What the exercise asks = Pull each line holding "this" out of the entries below.

Dataset records =
---------------

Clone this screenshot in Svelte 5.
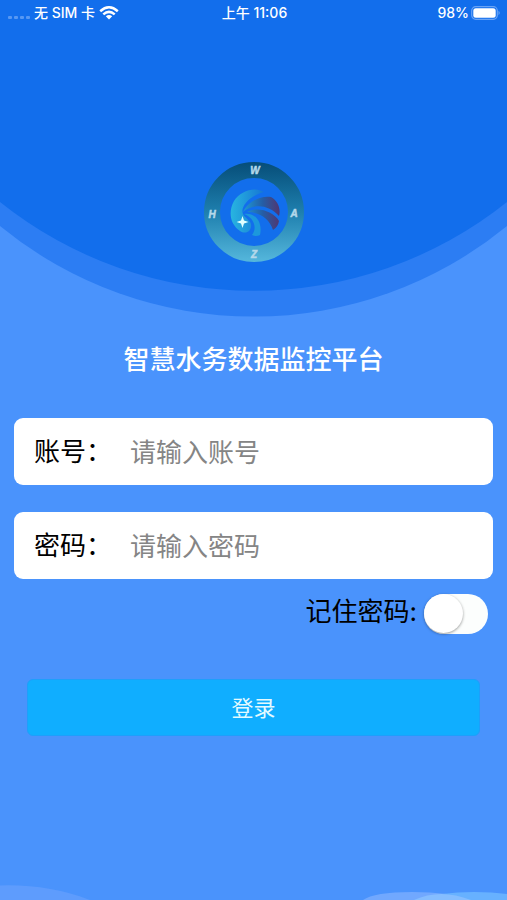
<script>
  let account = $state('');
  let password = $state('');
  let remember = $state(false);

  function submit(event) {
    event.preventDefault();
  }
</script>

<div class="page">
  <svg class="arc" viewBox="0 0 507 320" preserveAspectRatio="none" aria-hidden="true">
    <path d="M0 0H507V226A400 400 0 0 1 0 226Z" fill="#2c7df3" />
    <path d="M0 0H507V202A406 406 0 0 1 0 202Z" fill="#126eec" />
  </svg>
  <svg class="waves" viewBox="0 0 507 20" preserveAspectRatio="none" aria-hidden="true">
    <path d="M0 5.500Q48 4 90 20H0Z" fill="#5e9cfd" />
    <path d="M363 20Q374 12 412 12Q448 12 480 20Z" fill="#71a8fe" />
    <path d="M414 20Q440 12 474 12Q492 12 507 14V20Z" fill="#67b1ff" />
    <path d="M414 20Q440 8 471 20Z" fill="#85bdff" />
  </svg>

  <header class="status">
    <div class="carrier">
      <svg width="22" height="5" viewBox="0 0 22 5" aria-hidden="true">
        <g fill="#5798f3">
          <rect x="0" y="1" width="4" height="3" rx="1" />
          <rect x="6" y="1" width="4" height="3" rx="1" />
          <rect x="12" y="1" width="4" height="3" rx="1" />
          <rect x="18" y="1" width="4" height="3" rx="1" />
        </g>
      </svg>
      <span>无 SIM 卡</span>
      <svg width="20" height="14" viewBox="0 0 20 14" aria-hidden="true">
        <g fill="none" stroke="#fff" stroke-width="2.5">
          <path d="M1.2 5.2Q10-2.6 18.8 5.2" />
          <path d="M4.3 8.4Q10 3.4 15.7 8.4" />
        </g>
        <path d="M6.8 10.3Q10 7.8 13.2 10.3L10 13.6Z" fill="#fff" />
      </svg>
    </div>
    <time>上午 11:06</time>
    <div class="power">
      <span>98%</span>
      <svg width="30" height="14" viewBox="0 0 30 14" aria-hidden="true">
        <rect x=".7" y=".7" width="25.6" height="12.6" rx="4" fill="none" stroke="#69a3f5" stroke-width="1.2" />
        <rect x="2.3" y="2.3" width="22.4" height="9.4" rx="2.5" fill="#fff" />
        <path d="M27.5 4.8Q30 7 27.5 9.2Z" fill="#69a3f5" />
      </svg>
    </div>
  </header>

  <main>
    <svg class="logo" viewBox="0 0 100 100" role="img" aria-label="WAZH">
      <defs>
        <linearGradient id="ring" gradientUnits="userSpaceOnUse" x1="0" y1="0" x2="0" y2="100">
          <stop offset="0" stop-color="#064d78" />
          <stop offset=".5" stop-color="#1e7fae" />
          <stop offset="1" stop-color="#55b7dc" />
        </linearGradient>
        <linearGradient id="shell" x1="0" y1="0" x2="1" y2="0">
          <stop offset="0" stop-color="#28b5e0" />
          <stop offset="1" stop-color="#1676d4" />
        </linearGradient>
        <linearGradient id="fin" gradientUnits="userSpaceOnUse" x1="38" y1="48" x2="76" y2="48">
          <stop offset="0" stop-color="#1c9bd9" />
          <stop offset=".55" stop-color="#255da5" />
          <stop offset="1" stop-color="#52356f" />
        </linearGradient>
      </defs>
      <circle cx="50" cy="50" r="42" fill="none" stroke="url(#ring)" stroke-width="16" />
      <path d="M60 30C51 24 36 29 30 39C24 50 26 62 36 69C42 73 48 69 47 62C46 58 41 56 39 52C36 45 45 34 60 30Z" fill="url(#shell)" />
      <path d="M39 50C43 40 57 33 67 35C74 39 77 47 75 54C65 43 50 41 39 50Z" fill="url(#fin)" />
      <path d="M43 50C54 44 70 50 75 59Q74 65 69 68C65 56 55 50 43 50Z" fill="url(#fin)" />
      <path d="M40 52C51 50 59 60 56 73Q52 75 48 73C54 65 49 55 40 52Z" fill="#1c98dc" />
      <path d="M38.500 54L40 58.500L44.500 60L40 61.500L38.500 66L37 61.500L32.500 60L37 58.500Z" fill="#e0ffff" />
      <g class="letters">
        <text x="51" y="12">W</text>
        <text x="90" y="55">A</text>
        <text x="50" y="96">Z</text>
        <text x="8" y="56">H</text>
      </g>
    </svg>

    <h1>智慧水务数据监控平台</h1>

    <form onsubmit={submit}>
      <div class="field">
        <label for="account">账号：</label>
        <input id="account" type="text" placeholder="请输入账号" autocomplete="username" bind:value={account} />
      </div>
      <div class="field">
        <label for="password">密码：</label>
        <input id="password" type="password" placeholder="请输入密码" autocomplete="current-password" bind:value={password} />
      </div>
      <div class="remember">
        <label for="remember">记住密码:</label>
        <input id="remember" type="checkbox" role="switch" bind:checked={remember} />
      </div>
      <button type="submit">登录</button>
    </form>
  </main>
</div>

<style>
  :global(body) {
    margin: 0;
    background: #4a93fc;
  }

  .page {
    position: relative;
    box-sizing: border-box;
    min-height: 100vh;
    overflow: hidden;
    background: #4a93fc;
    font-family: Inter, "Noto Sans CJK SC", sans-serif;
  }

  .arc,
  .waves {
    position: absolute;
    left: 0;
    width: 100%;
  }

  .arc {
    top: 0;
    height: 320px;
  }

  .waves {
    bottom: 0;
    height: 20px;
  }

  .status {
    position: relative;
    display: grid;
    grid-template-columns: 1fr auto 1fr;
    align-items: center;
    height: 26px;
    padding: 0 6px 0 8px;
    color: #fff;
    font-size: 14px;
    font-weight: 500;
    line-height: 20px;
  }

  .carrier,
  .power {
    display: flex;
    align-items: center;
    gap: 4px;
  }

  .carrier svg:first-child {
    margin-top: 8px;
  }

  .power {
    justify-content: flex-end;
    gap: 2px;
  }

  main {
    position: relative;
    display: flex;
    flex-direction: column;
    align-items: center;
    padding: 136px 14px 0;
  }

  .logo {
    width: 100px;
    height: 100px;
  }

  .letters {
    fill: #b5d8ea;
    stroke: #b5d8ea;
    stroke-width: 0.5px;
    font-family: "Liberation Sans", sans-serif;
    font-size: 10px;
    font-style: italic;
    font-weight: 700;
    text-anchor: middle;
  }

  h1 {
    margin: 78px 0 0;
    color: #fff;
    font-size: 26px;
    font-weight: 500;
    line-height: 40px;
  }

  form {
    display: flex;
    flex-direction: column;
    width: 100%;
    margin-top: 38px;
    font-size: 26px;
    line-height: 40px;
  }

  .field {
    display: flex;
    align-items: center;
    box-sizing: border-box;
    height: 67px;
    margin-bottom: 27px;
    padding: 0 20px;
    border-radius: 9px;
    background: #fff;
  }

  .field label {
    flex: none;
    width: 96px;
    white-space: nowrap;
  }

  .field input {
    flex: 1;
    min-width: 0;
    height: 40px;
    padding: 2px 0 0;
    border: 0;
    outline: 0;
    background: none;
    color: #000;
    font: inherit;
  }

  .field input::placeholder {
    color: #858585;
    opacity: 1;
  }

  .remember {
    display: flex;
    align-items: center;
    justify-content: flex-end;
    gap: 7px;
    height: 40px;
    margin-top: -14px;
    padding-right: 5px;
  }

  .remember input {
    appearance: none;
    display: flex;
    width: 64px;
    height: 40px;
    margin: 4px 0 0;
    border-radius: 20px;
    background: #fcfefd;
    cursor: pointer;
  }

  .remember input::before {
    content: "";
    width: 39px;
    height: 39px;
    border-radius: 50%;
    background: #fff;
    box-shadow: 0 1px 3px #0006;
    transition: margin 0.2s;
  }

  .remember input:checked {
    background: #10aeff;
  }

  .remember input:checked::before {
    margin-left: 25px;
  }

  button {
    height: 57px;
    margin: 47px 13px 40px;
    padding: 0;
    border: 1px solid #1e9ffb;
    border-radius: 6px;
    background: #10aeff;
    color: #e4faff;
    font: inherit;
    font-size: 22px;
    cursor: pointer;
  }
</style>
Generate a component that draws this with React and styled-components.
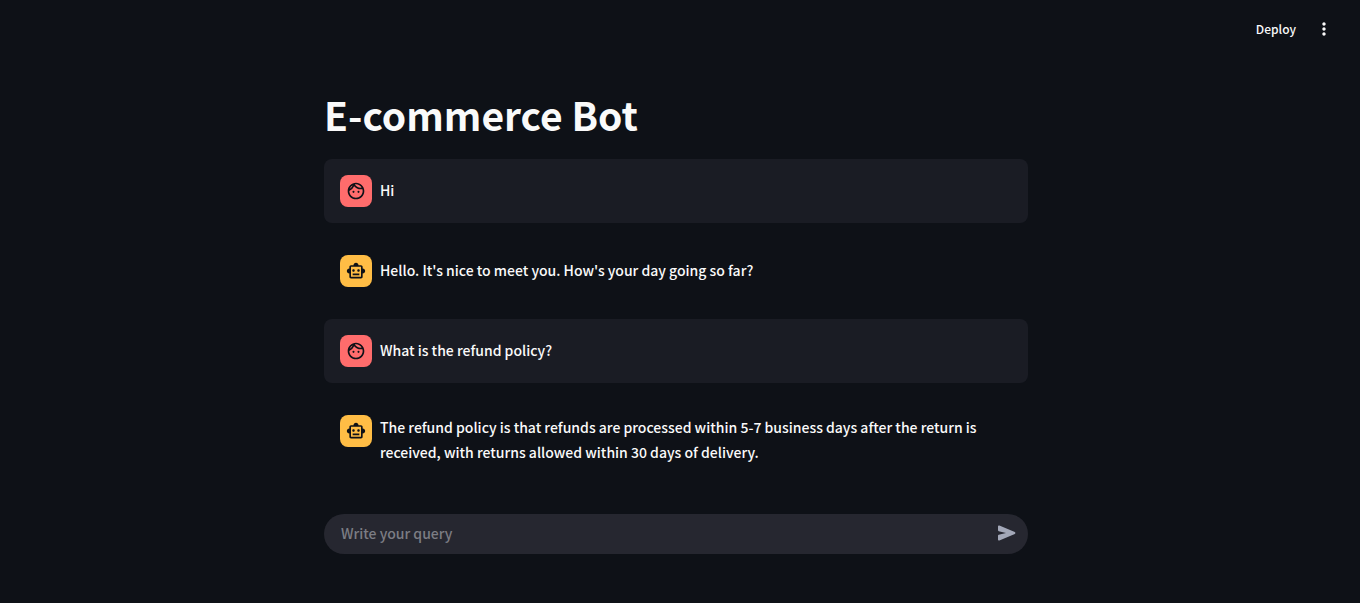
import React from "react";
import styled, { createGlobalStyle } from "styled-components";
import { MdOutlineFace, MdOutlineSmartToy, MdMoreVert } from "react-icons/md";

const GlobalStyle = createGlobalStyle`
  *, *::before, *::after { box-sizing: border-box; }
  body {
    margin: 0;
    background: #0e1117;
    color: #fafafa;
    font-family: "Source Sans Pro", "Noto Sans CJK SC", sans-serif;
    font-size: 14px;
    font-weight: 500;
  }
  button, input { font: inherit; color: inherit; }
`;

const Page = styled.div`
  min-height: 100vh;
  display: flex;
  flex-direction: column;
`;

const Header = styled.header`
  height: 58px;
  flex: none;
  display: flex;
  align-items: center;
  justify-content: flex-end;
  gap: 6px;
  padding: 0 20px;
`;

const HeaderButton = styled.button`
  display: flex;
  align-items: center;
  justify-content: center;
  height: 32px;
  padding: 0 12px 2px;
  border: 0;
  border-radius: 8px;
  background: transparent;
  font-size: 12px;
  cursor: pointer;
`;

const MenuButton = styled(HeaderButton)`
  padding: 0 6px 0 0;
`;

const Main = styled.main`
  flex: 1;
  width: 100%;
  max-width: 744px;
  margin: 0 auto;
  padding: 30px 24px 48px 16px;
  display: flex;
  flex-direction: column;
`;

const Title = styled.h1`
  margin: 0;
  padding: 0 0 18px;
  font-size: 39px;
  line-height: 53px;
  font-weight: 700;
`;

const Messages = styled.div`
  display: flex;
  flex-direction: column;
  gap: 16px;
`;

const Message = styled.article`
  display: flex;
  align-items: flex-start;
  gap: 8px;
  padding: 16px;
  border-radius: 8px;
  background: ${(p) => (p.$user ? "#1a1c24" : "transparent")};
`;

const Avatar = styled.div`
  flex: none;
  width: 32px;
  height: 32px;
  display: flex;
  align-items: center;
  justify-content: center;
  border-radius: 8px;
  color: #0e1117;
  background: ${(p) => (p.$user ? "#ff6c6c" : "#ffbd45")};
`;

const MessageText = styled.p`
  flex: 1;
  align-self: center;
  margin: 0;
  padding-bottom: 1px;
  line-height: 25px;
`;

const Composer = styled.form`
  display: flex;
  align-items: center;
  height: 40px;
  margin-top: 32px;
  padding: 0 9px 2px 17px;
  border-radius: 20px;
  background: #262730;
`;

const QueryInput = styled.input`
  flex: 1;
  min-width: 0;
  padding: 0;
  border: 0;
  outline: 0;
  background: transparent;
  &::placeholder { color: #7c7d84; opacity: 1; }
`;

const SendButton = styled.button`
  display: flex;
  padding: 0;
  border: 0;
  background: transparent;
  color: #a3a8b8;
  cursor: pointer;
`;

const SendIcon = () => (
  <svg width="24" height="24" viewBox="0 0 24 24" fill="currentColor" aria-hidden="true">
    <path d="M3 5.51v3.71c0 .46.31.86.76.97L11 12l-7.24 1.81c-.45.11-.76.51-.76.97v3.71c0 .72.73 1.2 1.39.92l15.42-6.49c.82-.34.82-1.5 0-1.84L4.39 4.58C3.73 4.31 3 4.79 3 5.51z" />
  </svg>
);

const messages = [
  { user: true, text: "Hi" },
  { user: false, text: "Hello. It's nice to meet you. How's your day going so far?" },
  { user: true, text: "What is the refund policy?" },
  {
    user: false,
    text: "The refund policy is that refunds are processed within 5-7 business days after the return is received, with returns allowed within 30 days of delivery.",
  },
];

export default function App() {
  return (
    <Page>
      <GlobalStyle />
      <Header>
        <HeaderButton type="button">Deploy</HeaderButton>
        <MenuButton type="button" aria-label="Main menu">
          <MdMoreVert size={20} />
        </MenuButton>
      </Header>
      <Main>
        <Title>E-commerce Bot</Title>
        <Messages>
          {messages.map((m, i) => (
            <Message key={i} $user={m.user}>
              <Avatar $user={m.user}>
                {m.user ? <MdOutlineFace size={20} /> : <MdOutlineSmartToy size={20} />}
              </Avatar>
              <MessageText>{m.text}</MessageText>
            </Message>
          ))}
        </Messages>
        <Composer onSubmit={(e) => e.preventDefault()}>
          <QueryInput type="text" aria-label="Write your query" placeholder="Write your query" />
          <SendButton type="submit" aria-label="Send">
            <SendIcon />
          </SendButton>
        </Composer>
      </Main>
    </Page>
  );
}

---------------

Answer to the task =
Clone this screenshot in Svelte 5.
Generate a component that draws this with React and styled-components.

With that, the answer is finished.